Francis Pedneau, a lifelong Owens Valley resident who had sparred with Los Angeles city officials over access to fishing sites, said word was spreading among fishing enthusiasts about new spots along the river. Mr. Pedneau said he had actually caught fewer bass this past season, “probably because the schools are more spread out now.”
But Mr. Pedneau, 69, has praise for the project, even though he, like many old-timers, is generally suspicious of Los Angeles, given the tension-filled history behind its acquiring water and land here (the inspiration for the 1974 movie “Chinatown”).
“The river didn’t look anything like it does now,” he said. “I never thought I would live long enough to see this.”
Los Angeles officials are in a celebratory mood.

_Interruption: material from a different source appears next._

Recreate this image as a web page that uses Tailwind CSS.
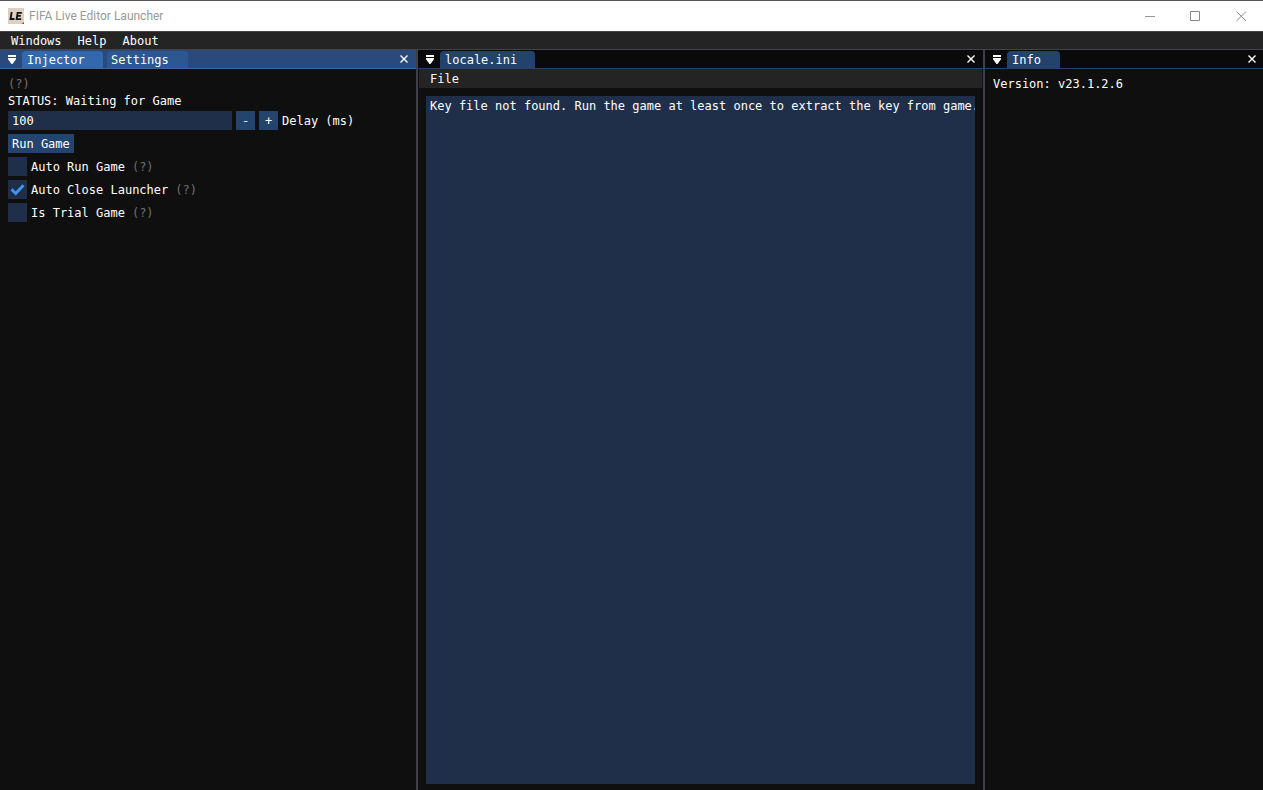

Mayor Antonio R. Villaraigosa plans to come here next month when engineers temporarily step up the flow as part of regular maintenance.
The flow is carefully controlled, kept at a minimum of 40 cubic feet per second, well above the 5 cubic feet per second in the parts that had still managed to have something of a stream after the river was diverted.
Los Angeles agreed to restore the river as part of a settlement of a lawsuit filed by the Owens Valley Committee, a local group, and the Sierra Club over what it called the excessive pumping of groundwater in the valley in the 1970s and 1980s to increase drinking water supplies beyond what the city was taking from the river.
Under the settlement, Los Angeles, working with Inyo County on the $24 million project, has also taken steps to restore the cottonwoods, willows and wetlands that flourished along the river decades ago and drew an array of wildlife.
Near the river’s delta, the released water is recaptured, with most of it used to control dust on Owens Lake, which the diversion had dried up, and the rest sent back into the aqueduct and on to Los Angeles.
The city still gets about 50 percent of its water, including groundwater, from the valley, down about a third in the past several years because of environmental obligations like the river restoration.
Mr. Villaraigosa, who has promised to patch up relations with the Owens Valley, said ending litigation and reviving the river sent an important message.
“By releasing this water, we are demonstrating our commitment to environmental stewardship and a new era in terms of our relationship with Owens River residents,” he said. “We can’t claim the mantle of the cleanest, greenest big city in America if we continue to degradate the environment in places like the Owens Valley.”
Not all disputes are settled.
The Owens Valley Committee and the Sierra Club, while largely pleased so far, said they would like to see Los Angeles more closely monitor the wildlife and habitat making a comeback. Better management of the burgeoning ecosystem, they say, will ensure its success.
“We will have concerns if certain species that should be here are not returning,” said Mike Prather, a birder and a committee member.
Brian Tillemans, who manages the project for the Los Angeles Department of Water and Power, said it was working on a plan. But the department generally prefers a “build a habitat and they will come” approach, Mr. Tillemans said, which costs less and allows nature to take the lead.
“The best we can do is optimize the habitat, and nature will take its course,” Mr. Tillemans said. Within three years, he said, trees will line the banks, drawing more wildlife and naturally controlling weeds and underbrush.
One species locals hope to see more of is humans.
Some businesses have noticed a slight increase in people coming to see or play on the river, and the Lone Pine Chamber of Commerce, one of the larger business development groups here, plans to revise its tourist guide to play up the restoration.
“People are starting to come at odd times of the year, like now, to visit, but what we look forward to is it making a great deal of difference in the long term,” said Kathleen New, the chamber president and a lifelong resident.
“Right now, it’s a lot of local people going out and getting wet and acting foolish,” Ms. New said. “It’s marvelous.”
Mr. Franson, the kayaker, prepared to launch his inflated boat. Some forays have been long, he said, and others cut short by the tule, but they were all a pleasure.
“I may just get around the corner and I’m stuck,” he said. “But, look, this was completely dry not long ago and now it is not.”